British India Steam Navigation Co v Inland Revenue Commissioners (1881) 7 QBD 165 is a case relevant for UK commercial law and UK insolvency law case, concerning the definition of a debenture.

==Facts==
The British India Steam Navigation Company had undertaken on paper to pay the holder £100 on 30 November 1882 and pay interest half yearly at 5% pa. The paper said these were “debentures”. Meanwhile, the Stamp Act 1870, a taxation statute, said that “debentures” were subject to a higher rate of stamp duty. The company then tried to argue that in fact these were not debentures at all, and merely a “promissory note”. A. V. Dicey and Farrer Herschell QC appeared for the Revenue.

==Judgment==
Lindley J held that the instruments were debentures and therefore subject to stamp duty. They were debentures because they were documents that acknowledged a debt.

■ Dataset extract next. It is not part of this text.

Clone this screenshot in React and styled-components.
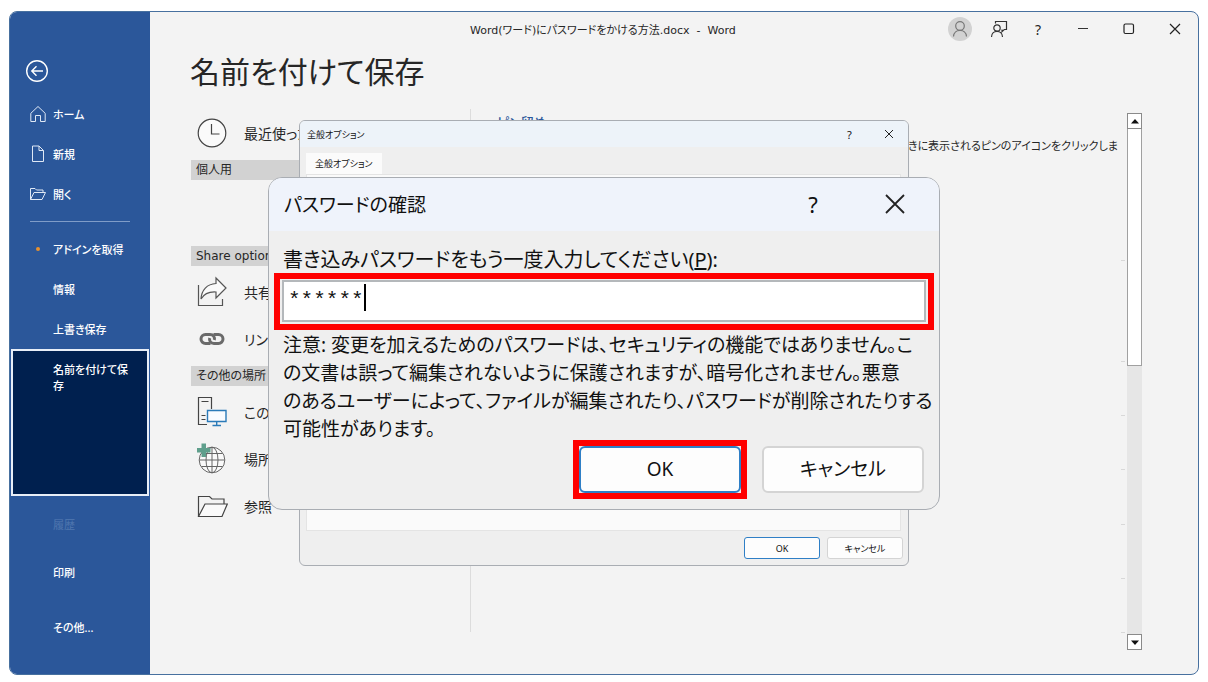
import React, { useState } from "react";
import styled, { createGlobalStyle, css } from "styled-components";

const GlobalStyle = createGlobalStyle`
  * {
    box-sizing: border-box;
  }
  body {
    margin: 0;
    background: #ffffff;
    color: #262626;
    font-family: "Noto Sans", "Noto Sans CJK JP", sans-serif;
    font-feature-settings: "palt";
    font-size: 12px;
  }
  button,
  input {
    font: inherit;
    font-feature-settings: inherit;
    color: inherit;
  }
  h1, h2, p {
    margin: 0;
    font-weight: 400;
  }
`;

const Page = styled.div`
  display: flex;
  min-height: 100vh;
  padding: 11px 9px 7px;
`;

const Window = styled.div`
  position: relative;
  display: flex;
  flex: 1;
  overflow: hidden;
  border: 1px solid #47709f;
  border-radius: 8px;
  background: #f3f3f3;
`;

const Sidebar = styled.nav`
  display: flex;
  flex-direction: column;
  flex: none;
  width: 140px;
  padding-top: 39px;
  background: #2b579a;
  color: #ffffff;
`;

const BackButton = styled.button`
  display: flex;
  align-items: center;
  height: 40px;
  margin-bottom: 3px;
  padding: 0 0 0 15px;
  border: 0;
  background: none;
`;

const NavLink = styled.a`
  display: grid;
  grid-template-columns: 16px 1fr;
  align-items: center;
  gap: 7px;
  min-height: ${({ $height }) => $height || 40}px;
  padding: 0 14px 0 20px;
  color: ${({ $dim }) => ($dim ? "#4a72ac" : "#ffffff")};
  font-size: 11px;
  font-weight: 500;
  line-height: 16px;
  text-decoration: none;
  ${({ $active }) =>
    $active &&
    css`
      align-items: start;
      margin: 0 1px;
      padding: 9px 14px 0 17px;
      border: 2px solid #e8eef7;
      background: #00204f;
    `}
`;

const NavLabel = styled.span`
  padding-top: 2px;
`;

const NavDivider = styled.hr`
  width: 100px;
  margin: 7px 20px;
  border: 0;
  border-top: 1px solid #7f9cc8;
`;

const Dot = styled.span`
  justify-self: center;
  width: 4px;
  height: 4px;
  border-radius: 50%;
  background: #e8912d;
`;

const Main = styled.main`
  display: flex;
  flex-direction: column;
  flex: 1;
  min-width: 0;
`;

const TitleBar = styled.header`
  display: grid;
  grid-template-columns: 1fr auto;
  align-items: center;
  height: 34px;
`;

const FileName = styled.p`
  padding-left: 320px;
  font-family: "DejaVu Sans", "Noto Sans CJK JP", sans-serif;
  font-size: 11px;
  white-space: pre;
`;

const TitleButtons = styled.div`
  display: flex;
  align-items: center;
`;

const BarButton = styled.button`
  display: flex;
  align-items: center;
  justify-content: center;
  width: ${({ $width }) => $width || 40}px;
  height: 24px;
  padding: 0;
  border: 0;
  background: none;
  font-size: ${({ $size }) => $size || 14}px;
`;

const PageTitle = styled.h1`
  padding-left: 40px;
  font-size: 30px;
  line-height: 52px;
`;

const Columns = styled.div`
  display: flex;
  flex: 1;
  padding: 11px 56px 24px 41px;
`;

const Places = styled.section`
  width: 280px;
  flex: none;
  border-right: 1px solid #dcdcdc;
  margin-bottom: 18px;
`;

const GroupTitle = styled.h2`
  height: 20px;
  margin: 4px 0 2px;
  padding-left: 5px;
  background: #d2d2d2;
  font-family: "DejaVu Sans", "Noto Sans CJK JP", sans-serif;
  font-size: 12px;
  line-height: 20px;
`;

const EmptyGroup = styled.div`
  height: 60px;
`;

const Place = styled.button`
  display: grid;
  grid-template-columns: 32px 1fr;
  align-items: center;
  gap: 16px;
  width: 100%;
  height: 47px;
  padding: 0 0 0 5px;
  border: 0;
  background: none;
  font-size: 14px;
  text-align: left;
`;

const Recent = styled.section`
  display: flex;
  flex-direction: column;
  flex: 1;
  min-width: 0;
  padding: 2px 2px 0 26px;
`;

const PinnedTitle = styled.h2`
  margin-bottom: 3px;
  color: #2b579a;
  font-size: 13px;
  font-weight: 500;
  line-height: 22px;
`;

const PinnedHint = styled.p`
  display: flex;
  justify-content: flex-end;
  margin-right: 7px;
  overflow: hidden;
  font-size: 11px;
  line-height: 20px;
  white-space: nowrap;
`;

const RowEnd = styled.div`
  align-self: flex-end;
  width: 4px;
  height: ${({ $height }) => $height}px;
  border-bottom: 1px solid #d8d8d8;
`;

const ScrollBar = styled.div`
  display: flex;
  flex-direction: column;
  flex: none;
  width: 15px;
  margin-top: 4px;
  background: #e6e6e6;
`;

const ScrollButton = styled.button`
  display: flex;
  align-items: center;
  justify-content: center;
  height: 16px;
  padding: 0;
  border: 1px solid #8a8a8a;
  background: #ffffff;
`;

const ScrollThumb = styled.div`
  height: 237px;
  margin-bottom: auto;
  border: 1px solid #a0a0a0;
  border-top: 0;
  background: #ffffff;
`;

const Overlay = styled.div`
  position: absolute;
  inset: 0;
  display: grid;
  place-items: center;
  pointer-events: none;
  > * {
    grid-area: 1 / 1;
    pointer-events: auto;
  }
`;

const DialogFrame = styled.section`
  width: 100%;
  max-width: ${({ $width }) => $width}px;
  overflow: hidden;
  border: 1px solid #a9adb3;
  border-radius: ${({ $radius }) => $radius}px;
  background: #efefef;
  color: #111111;
`;

const DialogBar = styled.header`
  display: flex;
  align-items: center;
  height: ${({ $height }) => $height}px;
  padding: ${({ $pad }) => $pad};
  background: ${({ $color }) => $color};
  font-size: ${({ $size }) => $size}px;
  > h2 {
    flex: 1;
    font-size: inherit;
  }
`;

const OptionsBody = styled.div`
  padding: 6px 5px 6px 6px;
`;

const Tab = styled.button`
  display: block;
  height: 21px;
  padding: 0 9px;
  border: 0;
  background: #fbfbfb;
  font-size: 9px;
`;

const TabPanel = styled.div`
  min-height: 357px;
  margin-right: 2px;
  border: 1px solid #e4e4e4;
  background: #fafafa;
`;

const Buttons = styled.div`
  display: flex;
  align-items: center;
  justify-content: flex-end;
  gap: ${({ $gap }) => $gap}px;
  padding: ${({ $pad }) => $pad};
`;

const PushButton = styled.button`
  width: ${({ $large }) => ($large ? 162 : 76)}px;
  height: ${({ $large }) => ($large ? 47 : 22)}px;
  padding: 0;
  border: ${({ $large }) => ($large ? 2 : 1)}px solid
    ${({ $primary }) => ($primary ? "#2f7fc6" : "#d4d4d4")};
  border-radius: ${({ $large }) => ($large ? 6 : 3)}px;
  background: #fdfdfd;
  font-size: ${({ $large }) => ($large ? 19 : 9)}px;
  line-height: 1;
`;

const Highlight = styled.div`
  padding: ${({ $pad }) => $pad || "0"};
  border: 6px solid #ff0000;
`;

const ConfirmBody = styled.div`
  padding: 16px 5px 10px;
  font-size: 19px;
`;

const FieldLabel = styled.label`
  display: block;
  padding-left: 9px;
  font-size: 20px;
  line-height: 26px;
`;

const PasswordField = styled.div`
  position: relative;
`;

const PasswordInput = styled.input`
  display: block;
  width: 100%;
  height: 42px;
  padding: 0 4px;
  border: 2px solid #b4b8bb;
  outline: 0;
  background: #ffffff;
  font-family: "Liberation Mono", monospace;
  font-size: 21px;
`;

const Caret = styled.span`
  position: absolute;
  top: 4px;
  left: 82px;
  width: 2px;
  height: 27px;
  background: #000000;
`;

const Note = styled.p`
  margin-bottom: -3px;
  padding: 1px 0 0 9px;
  line-height: 28px;
  white-space: nowrap;
`;

const BackIcon = () => (
  <svg width="24" height="24" viewBox="0 0 24 24" fill="none" stroke="#fff" strokeWidth="1.4">
    <circle cx="12" cy="12" r="10.3" />
    <path d="M18 12H7M11.5 7.3 6.8 12l4.7 4.7" />
  </svg>
);

const HomeIcon = () => (
  <svg width="16" height="18" viewBox="0 0 16 18" fill="none" stroke="#dfe8f5">
    <path d="M.8 8.3 8 1.5l7.2 6.8V16.5h-4.7v-6h-5v6H.8z" />
  </svg>
);

const FileIcon = () => (
  <svg width="16" height="18" viewBox="0 0 16 18" fill="none" stroke="#dfe8f5">
    <path d="M2.5 1h6.5l4.5 4.5V16.5h-11zM9 1v4.5h4.5" />
  </svg>
);

const OpenIcon = () => (
  <svg width="16" height="14" viewBox="0 0 16 14" fill="none" stroke="#dfe8f5">
    <path d="M.5 12.5V1.5h4.5l1.5 1.5h6.5v2.5M.5 12.5 4 5.5h11.5l-3.5 7z" />
  </svg>
);

const UserIcon = () => (
  <svg width="24" height="24" viewBox="0 0 24 24" fill="none" stroke="#777" strokeWidth="1.2">
    <circle cx="12" cy="12" r="12" fill="#d2d2d2" stroke="none" />
    <circle cx="12" cy="9" r="4.3" />
    <path d="M5.5 19.5c.3-8.2 12.7-8.2 13 0" />
  </svg>
);

const FeedbackIcon = () => (
  <svg width="18" height="18" viewBox="0 0 18 18" fill="none" stroke="#333" strokeWidth="1.2">
    <circle cx="7" cy="8" r="3.2" />
    <path d="M1.5 17c.2-7.5 10.8-7.5 11 0M5.5 3.5v-2h11v8h-2.2l-2.3 2.2V9.5" />
  </svg>
);

const CloseIcon = ({ size = 12, weight = 1.2 }) => (
  <svg width={size} height={size} viewBox={`0 0 ${size} ${size}`} stroke="#222" strokeWidth={weight}>
    <path d={`M1 1 ${size - 1} ${size - 1}M${size - 1} 1 1 ${size - 1}`} />
  </svg>
);

const MinIcon = () => (
  <svg width="12" height="12" viewBox="0 0 12 12" stroke="#333">
    <path d="M1 5.5h10" />
  </svg>
);

const MaxIcon = () => (
  <svg width="12" height="12" viewBox="0 0 12 12" fill="none" stroke="#222" strokeWidth="1.2">
    <rect x="1" y="1" width="9.5" height="9.5" rx="1.5" />
  </svg>
);

const ClockIcon = () => (
  <svg width="32" height="32" viewBox="0 0 32 32" fill="none" stroke="#444" strokeWidth="1.2">
    <circle cx="16" cy="16" r="13.8" fill="#fafafa" />
    <path d="M15.5 7v10h8" />
  </svg>
);

const ShareIcon = () => (
  <svg width="32" height="32" viewBox="0 0 32 32" fill="none" stroke="#555" strokeWidth="1.2">
    <path d="M2.5 9v20.5h24V23" />
    <path
      d="M20 2l10 10-10 10v-6C13 15.5 8 18 5 23c.5-9 6-15 15-15.5z"
      fill="#fafafa"
    />
  </svg>
);

const LinkIcon = () => (
  <svg width="32" height="32" viewBox="0 0 32 32" fill="none" stroke="#6a6a6a" strokeWidth="3">
    <path d="M14.5 20.5H9.5a4.5 4.5 0 0 1 0-9h4.5c3.5 0 5 2.8 4.3 5.5" />
    <path d="M17.5 11.5H22.5a4.5 4.5 0 0 1 0 9h-4.5c-3.5 0-5-2.8-4.3-5.5" />
  </svg>
);

const PcIcon = () => (
  <svg width="32" height="32" viewBox="0 0 32 32" fill="none" stroke="#444" strokeWidth="1.2">
    <path d="M11 28.5H2.5v-27h13V13M5.5 5.5h7M5.5 19.5h4M5.5 23.5h4" />
    <path
      d="M11.5 14.5h18.5v11H11.5zM20.7 25.5v3.5M16.5 29.5h8.5"
      stroke="#2a7ab8"
      strokeWidth="1.4"
      fill="#f8fbff"
    />
  </svg>
);

const GlobeIcon = () => (
  <svg width="32" height="32" viewBox="0 0 32 32" fill="none" stroke="#666">
    <circle cx="16" cy="17" r="12.8" fill="#fafafa" />
    <ellipse cx="16" cy="17" rx="6" ry="12.8" />
    <path d="M16 4v26M3.5 17h25M5.5 10.5h21M5.5 23.5h21" />
    <path
      d="M5.5 .5h4.5v4.5H14.5v4.5H10V14H5.5V9.5H1V5h4.5z"
      fill="#5f9f8c"
      stroke="none"
    />
  </svg>
);

const FolderIcon = () => (
  <svg width="32" height="32" viewBox="0 0 32 32" fill="none" stroke="#444" strokeWidth="1.2">
    <path d="M2.5 26V6.5h11l2.5 2.5h12v5" />
    <path d="M2.5 26.5l6.5-12.5h22.3l-5.3 12.5z" fill="#fafafa" />
  </svg>
);

const Arrow = ({ down }) => (
  <svg width="8" height="5" viewBox="0 0 8 5" fill="#111">
    <path d={down ? "M0 .5h8L4 5z" : "M0 4.5h8L4 0z"} />
  </svg>
);

const navTop = [
  { label: "ホーム", icon: <HomeIcon /> },
  { label: "新規", icon: <FileIcon /> },
  { label: "開く", icon: <OpenIcon /> },
];

const navRest = [
  { label: "アドインを取得", icon: <Dot /> },
  { label: "情報" },
  { label: "上書き保存" },
  { label: "名前を付けて保存", height: 147, active: true },
  { label: "履歴", height: 56, dim: true },
  { label: "印刷" },
  { label: "その他...", height: 70 },
];

// distances between the row lines of the pinned list
const rowHeights = [105, 101, 54, 54, 55, 54, 54];

const NavItem = ({ item }) => (
  <NavLink href="#" $height={item.height} $active={item.active} $dim={item.dim}>
    {item.icon || <span />}
    <NavLabel>{item.label}</NavLabel>
  </NavLink>
);

const PlaceItem = ({ icon, children }) => (
  <Place>
    {icon}
    <span>{children}</span>
  </Place>
);

const OptionsDialog = () => (
  <DialogFrame $width={610} $radius={6} role="dialog" aria-label="全般オプション">
    <DialogBar $height={26} $size={9} $pad="0 0 0 7px" $color="#edf3f9">
      <h2>全般オプション</h2>
      <BarButton $width={39} $size={11}>?</BarButton>
      <BarButton $width={39} aria-label="閉じる">
        <CloseIcon size={10} weight={1} />
      </BarButton>
    </DialogBar>
    <OptionsBody>
      <Tab>全般オプション</Tab>
      <TabPanel />
      <Buttons $gap={7} $pad="6px 0 0">
        <PushButton $primary>OK</PushButton>
        <PushButton>キャンセル</PushButton>
      </Buttons>
    </OptionsBody>
  </DialogFrame>
);

const ConfirmDialog = () => {
  const [password, setPassword] = useState("******");

  return (
    <DialogFrame $width={672} $radius={14} role="dialog" aria-label="パスワードの確認">
      <DialogBar $height={53} $size={19} $pad="0 3px 0 15px" $color="#eff3fb">
        <h2>パスワードの確認</h2>
        <BarButton $width={82} $size={22}>?</BarButton>
        <BarButton $width={82} aria-label="閉じる">
          <CloseIcon size={20} weight={1.8} />
        </BarButton>
      </DialogBar>
      <ConfirmBody>
        <FieldLabel htmlFor="password">
          書き込みパスワードをもう一度入力してください(<u>P</u>):
        </FieldLabel>
        <Highlight $pad="1px 2px 2px">
          <PasswordField>
            <PasswordInput
              id="password"
              value={password}
              onChange={(e) => setPassword(e.target.value)}
            />
            <Caret />
          </PasswordField>
        </Highlight>
        <Note>
          注意: 変更を加えるためのパスワードは、セキュリティの機能ではありません。こ
          <br />
          の文書は誤って編集されないように保護されますが、暗号化されません。悪意
          <br />
          のあるユーザーによって、ファイルが編集されたり、パスワードが削除されたりする
          <br />
          可能性があります。
        </Note>
        <Buttons $gap={15} $pad="0 10px 0 0">
          <Highlight>
            <PushButton $large $primary>OK</PushButton>
          </Highlight>
          <PushButton $large>キャンセル</PushButton>
        </Buttons>
      </ConfirmBody>
    </DialogFrame>
  );
};

const App = () => {
  return (
    <>
      <GlobalStyle />
      <Page>
        <Window>
          <Sidebar>
            <BackButton aria-label="戻る">
              <BackIcon />
            </BackButton>
            {navTop.map((item) => (
              <NavItem key={item.label} item={item} />
            ))}
            <NavDivider />
            {navRest.map((item) => (
              <NavItem key={item.label} item={item} />
            ))}
          </Sidebar>
          <Main>
            <TitleBar>
              <FileName>Word(ワード)にパスワードをかける方法.docx  -  Word</FileName>
              <TitleButtons>
                <BarButton $width={44} aria-label="アカウント">
                  <UserIcon />
                </BarButton>
                <BarButton $width={34} aria-label="フィードバック">
                  <FeedbackIcon />
                </BarButton>
                <BarButton $width={44}>?</BarButton>
                <BarButton $width={46} aria-label="最小化">
                  <MinIcon />
                </BarButton>
                <BarButton $width={46} aria-label="最大化">
                  <MaxIcon />
                </BarButton>
                <BarButton $width={46} aria-label="閉じる">
                  <CloseIcon />
                </BarButton>
              </TitleButtons>
            </TitleBar>
            <PageTitle>名前を付けて保存</PageTitle>
            <Columns>
              <Places>
                <PlaceItem icon={<ClockIcon />}>最近使ったアイテム</PlaceItem>
                <GroupTitle>個人用</GroupTitle>
                <EmptyGroup />
                <GroupTitle>Share options</GroupTitle>
                <PlaceItem icon={<ShareIcon />}>共有</PlaceItem>
                <PlaceItem icon={<LinkIcon />}>リンクのコピー</PlaceItem>
                <GroupTitle>その他の場所</GroupTitle>
                <PlaceItem icon={<PcIcon />}>この PC</PlaceItem>
                <PlaceItem icon={<GlobeIcon />}>場所の追加</PlaceItem>
                <PlaceItem icon={<FolderIcon />}>参照</PlaceItem>
              </Places>
              <Recent>
                <PinnedTitle>ピン留め</PinnedTitle>
                <PinnedHint>
                  ファイルにマウスを合わせたときに表示されるピンのアイコンをクリックしま
                </PinnedHint>
                {rowHeights.map((height, i) => (
                  <RowEnd key={i} $height={height} />
                ))}
              </Recent>
              <ScrollBar>
                <ScrollButton aria-label="上へ">
                  <Arrow />
                </ScrollButton>
                <ScrollThumb />
                <ScrollButton aria-label="下へ">
                  <Arrow down />
                </ScrollButton>
              </ScrollBar>
            </Columns>
          </Main>
          <Overlay>
            <OptionsDialog />
            <ConfirmDialog />
          </Overlay>
        </Window>
      </Page>
    </>
  );
};

export default App;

Now, what the correct meaning of ‘debenture’ is I do not know. I do not find anywhere any precise definition of it. We know that there are various kinds of instruments commonly called debentures. You may have mortgage debentures, which are charges of some kind on property. You may have debentures which are bonds; and, if this instrument were under seal, it would be a debentures of that kind. You may have a debenture which is nothing more than an acknowledgement of indebtedness. And you may have [as on the facts]… a statement by two directors that the company will pay a certain sum of money on a given day, and will also pay interest half-yearly at certain times and at a certain place upon production of certain coupons by the holder of the instrument. I think any of these things which I have referred to may be debentures within the Act.